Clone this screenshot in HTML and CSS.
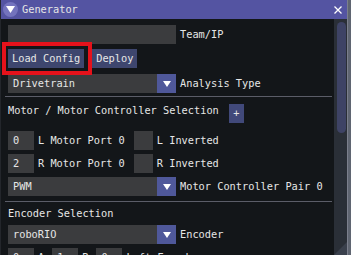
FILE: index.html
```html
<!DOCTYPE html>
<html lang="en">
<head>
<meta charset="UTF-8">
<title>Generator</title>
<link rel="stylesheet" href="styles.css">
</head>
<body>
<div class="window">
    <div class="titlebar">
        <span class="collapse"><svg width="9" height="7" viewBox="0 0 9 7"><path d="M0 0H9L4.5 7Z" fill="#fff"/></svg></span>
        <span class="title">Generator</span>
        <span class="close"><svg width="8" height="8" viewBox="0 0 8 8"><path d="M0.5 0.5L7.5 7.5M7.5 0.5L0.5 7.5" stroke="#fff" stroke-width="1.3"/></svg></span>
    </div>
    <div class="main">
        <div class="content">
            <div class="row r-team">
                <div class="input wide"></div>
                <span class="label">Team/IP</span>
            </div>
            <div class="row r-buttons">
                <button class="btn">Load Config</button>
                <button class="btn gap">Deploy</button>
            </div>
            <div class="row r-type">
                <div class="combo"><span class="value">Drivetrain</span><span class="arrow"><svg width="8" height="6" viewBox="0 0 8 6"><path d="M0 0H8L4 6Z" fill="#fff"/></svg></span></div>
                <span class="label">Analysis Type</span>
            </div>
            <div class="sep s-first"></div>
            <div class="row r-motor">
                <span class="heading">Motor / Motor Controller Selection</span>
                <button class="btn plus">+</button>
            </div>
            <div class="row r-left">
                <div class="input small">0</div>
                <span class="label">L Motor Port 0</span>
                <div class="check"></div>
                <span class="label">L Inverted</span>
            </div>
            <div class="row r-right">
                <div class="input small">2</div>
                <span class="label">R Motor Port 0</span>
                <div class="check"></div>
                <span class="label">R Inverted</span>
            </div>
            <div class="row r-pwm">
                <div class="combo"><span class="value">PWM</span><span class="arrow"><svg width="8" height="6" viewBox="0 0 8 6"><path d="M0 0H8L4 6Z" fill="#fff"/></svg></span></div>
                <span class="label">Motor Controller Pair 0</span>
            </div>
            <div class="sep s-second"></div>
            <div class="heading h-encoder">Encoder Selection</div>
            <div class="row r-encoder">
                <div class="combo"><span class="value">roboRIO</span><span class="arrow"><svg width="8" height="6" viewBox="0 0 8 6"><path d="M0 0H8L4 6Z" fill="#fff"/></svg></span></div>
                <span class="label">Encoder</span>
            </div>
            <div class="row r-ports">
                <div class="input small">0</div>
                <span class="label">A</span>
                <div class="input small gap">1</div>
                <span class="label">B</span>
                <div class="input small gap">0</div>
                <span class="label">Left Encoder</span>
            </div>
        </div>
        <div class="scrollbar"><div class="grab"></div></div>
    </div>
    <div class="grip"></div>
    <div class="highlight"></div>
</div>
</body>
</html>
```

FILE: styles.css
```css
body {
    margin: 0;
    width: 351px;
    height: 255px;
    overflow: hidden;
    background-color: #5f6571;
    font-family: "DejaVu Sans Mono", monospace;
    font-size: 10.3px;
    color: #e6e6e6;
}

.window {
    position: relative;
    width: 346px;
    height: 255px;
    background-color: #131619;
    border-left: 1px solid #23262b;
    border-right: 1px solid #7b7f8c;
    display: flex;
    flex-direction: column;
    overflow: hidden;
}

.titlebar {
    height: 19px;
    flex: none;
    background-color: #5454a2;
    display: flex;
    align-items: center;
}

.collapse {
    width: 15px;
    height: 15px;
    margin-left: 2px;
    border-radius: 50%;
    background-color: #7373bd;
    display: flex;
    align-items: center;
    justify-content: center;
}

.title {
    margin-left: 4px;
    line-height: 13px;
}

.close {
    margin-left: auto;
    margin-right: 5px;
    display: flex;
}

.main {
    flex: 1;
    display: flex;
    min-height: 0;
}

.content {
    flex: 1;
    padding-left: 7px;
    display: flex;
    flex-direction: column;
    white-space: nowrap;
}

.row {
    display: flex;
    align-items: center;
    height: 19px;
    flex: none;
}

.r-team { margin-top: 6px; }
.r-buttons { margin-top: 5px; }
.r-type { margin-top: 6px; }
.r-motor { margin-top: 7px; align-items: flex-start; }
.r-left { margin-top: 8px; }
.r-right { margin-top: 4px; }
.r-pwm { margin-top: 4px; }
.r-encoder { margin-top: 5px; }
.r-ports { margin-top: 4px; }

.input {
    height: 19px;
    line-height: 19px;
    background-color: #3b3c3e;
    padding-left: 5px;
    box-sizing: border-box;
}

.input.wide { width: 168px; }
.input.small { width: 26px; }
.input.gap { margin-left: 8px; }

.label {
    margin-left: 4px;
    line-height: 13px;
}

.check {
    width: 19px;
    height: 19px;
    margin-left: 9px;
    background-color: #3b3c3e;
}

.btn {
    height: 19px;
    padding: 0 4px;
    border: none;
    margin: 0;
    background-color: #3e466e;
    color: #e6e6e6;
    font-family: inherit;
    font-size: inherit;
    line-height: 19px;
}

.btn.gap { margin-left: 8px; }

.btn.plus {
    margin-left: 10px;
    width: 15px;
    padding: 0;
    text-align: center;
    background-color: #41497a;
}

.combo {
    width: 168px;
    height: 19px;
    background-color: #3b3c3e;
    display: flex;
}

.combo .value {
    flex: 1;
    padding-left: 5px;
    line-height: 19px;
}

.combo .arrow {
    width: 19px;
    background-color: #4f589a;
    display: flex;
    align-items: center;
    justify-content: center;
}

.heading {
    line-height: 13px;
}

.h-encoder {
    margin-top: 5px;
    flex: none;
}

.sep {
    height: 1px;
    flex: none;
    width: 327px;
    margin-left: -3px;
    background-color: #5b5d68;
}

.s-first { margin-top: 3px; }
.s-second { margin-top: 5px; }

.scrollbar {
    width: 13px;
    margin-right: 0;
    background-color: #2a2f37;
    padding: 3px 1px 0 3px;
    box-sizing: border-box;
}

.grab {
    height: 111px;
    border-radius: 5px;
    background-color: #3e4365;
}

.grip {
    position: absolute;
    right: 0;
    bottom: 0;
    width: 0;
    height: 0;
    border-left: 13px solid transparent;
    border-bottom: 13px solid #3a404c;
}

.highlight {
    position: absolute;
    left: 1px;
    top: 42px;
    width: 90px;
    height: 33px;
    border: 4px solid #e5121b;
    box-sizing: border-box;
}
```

+--

=== Directions for this task ===
Reproduce all of the material above word for word. Omit the pictures.

=== Answer for the task ===
Clone this screenshot in HTML and CSS.
FILE: index.html
```html
<!DOCTYPE html>
<html lang="en">
<head>
<meta charset="UTF-8">
<title>Generator</title>
<link rel="stylesheet" href="styles.css">
</head>
<body>
<div class="window">
    <div class="titlebar">
        <span class="collapse"><svg width="9" height="7" viewBox="0 0 9 7"><path d="M0 0H9L4.5 7Z" fill="#fff"/></svg></span>
        <span class="title">Generator</span>
        <span class="close"><svg width="8" height="8" viewBox="0 0 8 8"><path d="M0.5 0.5L7.5 7.5M7.5 0.5L0.5 7.5" stroke="#fff" stroke-width="1.3"/></svg></span>
    </div>
    <div class="main">
        <div class="content">
            <div class="row r-team">
                <div class="input wide"></div>
                <span class="label">Team/IP</span>
            </div>
            <div class="row r-buttons">
                <button class="btn">Load Config</button>
                <button class="btn gap">Deploy</button>
            </div>
            <div class="row r-type">
                <div class="combo"><span class="value">Drivetrain</span><span class="arrow"><svg width="8" height="6" viewBox="0 0 8 6"><path d="M0 0H8L4 6Z" fill="#fff"/></svg></span></div>
                <span class="label">Analysis Type</span>
            </div>
            <div class="sep s-first"></div>
            <div class="row r-motor">
                <span class="heading">Motor / Motor Controller Selection</span>
                <button class="btn plus">+</button>
            </div>
            <div class="row r-left">
                <div class="input small">0</div>
                <span class="label">L Motor Port 0</span>
                <div class="check"></div>
                <span class="label">L Inverted</span>
            </div>
            <div class="row r-right">
                <div class="input small">2</div>
                <span class="label">R Motor Port 0</span>
                <div class="check"></div>
                <span class="label">R Inverted</span>
            </div>
            <div class="row r-pwm">
                <div class="combo"><span class="value">PWM</span><span class="arrow"><svg width="8" height="6" viewBox="0 0 8 6"><path d="M0 0H8L4 6Z" fill="#fff"/></svg></span></div>
                <span class="label">Motor Controller Pair 0</span>
            </div>
            <div class="sep s-second"></div>
            <div class="heading h-encoder">Encoder Selection</div>
            <div class="row r-encoder">
                <div class="combo"><span class="value">roboRIO</span><span class="arrow"><svg width="8" height="6" viewBox="0 0 8 6"><path d="M0 0H8L4 6Z" fill="#fff"/></svg></span></div>
                <span class="label">Encoder</span>
            </div>
            <div class="row r-ports">
                <div class="input small">0</div>
                <span class="label">A</span>
                <div class="input small gap">1</div>
                <span class="label">B</span>
                <div class="input small gap">0</div>
                <span class="label">Left Encoder</span>
            </div>
        </div>
        <div class="scrollbar"><div class="grab"></div></div>
    </div>
    <div class="grip"></div>
    <div class="highlight"></div>
</div>
</body>
</html>
```

FILE: styles.css
```css
body {
    margin: 0;
    width: 351px;
    height: 255px;
    overflow: hidden;
    background-color: #5f6571;
    font-family: "DejaVu Sans Mono", monospace;
    font-size: 10.3px;
    color: #e6e6e6;
}

.window {
    position: relative;
    width: 346px;
    height: 255px;
    background-color: #131619;
    border-left: 1px solid #23262b;
    border-right: 1px solid #7b7f8c;
    display: flex;
    flex-direction: column;
    overflow: hidden;
}

.titlebar {
    height: 19px;
    flex: none;
    background-color: #5454a2;
    display: flex;
    align-items: center;
}

.collapse {
    width: 15px;
    height: 15px;
    margin-left: 2px;
    border-radius: 50%;
    background-color: #7373bd;
    display: flex;
    align-items: center;
    justify-content: center;
}

.title {
    margin-left: 4px;
    line-height: 13px;
}

.close {
    margin-left: auto;
    margin-right: 5px;
    display: flex;
}

.main {
    flex: 1;
    display: flex;
    min-height: 0;
}

.content {
    flex: 1;
    padding-left: 7px;
    display: flex;
    flex-direction: column;
    white-space: nowrap;
}

.row {
    display: flex;
    align-items: center;
    height: 19px;
    flex: none;
}

.r-team { margin-top: 6px; }
.r-buttons { margin-top: 5px; }
.r-type { margin-top: 6px; }
.r-motor { margin-top: 7px; align-items: flex-start; }
.r-left { margin-top: 8px; }
.r-right { margin-top: 4px; }
.r-pwm { margin-top: 4px; }
.r-encoder { margin-top: 5px; }
.r-ports { margin-top: 4px; }

.input {
    height: 19px;
    line-height: 19px;
    background-color: #3b3c3e;
    padding-left: 5px;
    box-sizing: border-box;
}

.input.wide { width: 168px; }
.input.small { width: 26px; }
.input.gap { margin-left: 8px; }

.label {
    margin-left: 4px;
    line-height: 13px;
}

.check {
    width: 19px;
    height: 19px;
    margin-left: 9px;
    background-color: #3b3c3e;
}

.btn {
    height: 19px;
    padding: 0 4px;
    border: none;
    margin: 0;
    background-color: #3e466e;
    color: #e6e6e6;
    font-family: inherit;
    font-size: inherit;
    line-height: 19px;
}

.btn.gap { margin-left: 8px; }

.btn.plus {
    margin-left: 10px;
    width: 15px;
    padding: 0;
    text-align: center;
    background-color: #41497a;
}

.combo {
    width: 168px;
    height: 19px;
    background-color: #3b3c3e;
    display: flex;
}

.combo .value {
    flex: 1;
    padding-left: 5px;
    line-height: 19px;
}

.combo .arrow {
    width: 19px;
    background-color: #4f589a;
    display: flex;
    align-items: center;
    justify-content: center;
}

.heading {
    line-height: 13px;
}

.h-encoder {
    margin-top: 5px;
    flex: none;
}

.sep {
    height: 1px;
    flex: none;
    width: 327px;
    margin-left: -3px;
    background-color: #5b5d68;
}

.s-first { margin-top: 3px; }
.s-second { margin-top: 5px; }

.scrollbar {
    width: 13px;
    margin-right: 0;
    background-color: #2a2f37;
    padding: 3px 1px 0 3px;
    box-sizing: border-box;
}

.grab {
    height: 111px;
    border-radius: 5px;
    background-color: #3e4365;
}

.grip {
    position: absolute;
    right: 0;
    bottom: 0;
    width: 0;
    height: 0;
    border-left: 13px solid transparent;
    border-bottom: 13px solid #3a404c;
}

.highlight {
    position: absolute;
    left: 1px;
    top: 42px;
    width: 90px;
    height: 33px;
    border: 4px solid #e5121b;
    box-sizing: border-box;
}
```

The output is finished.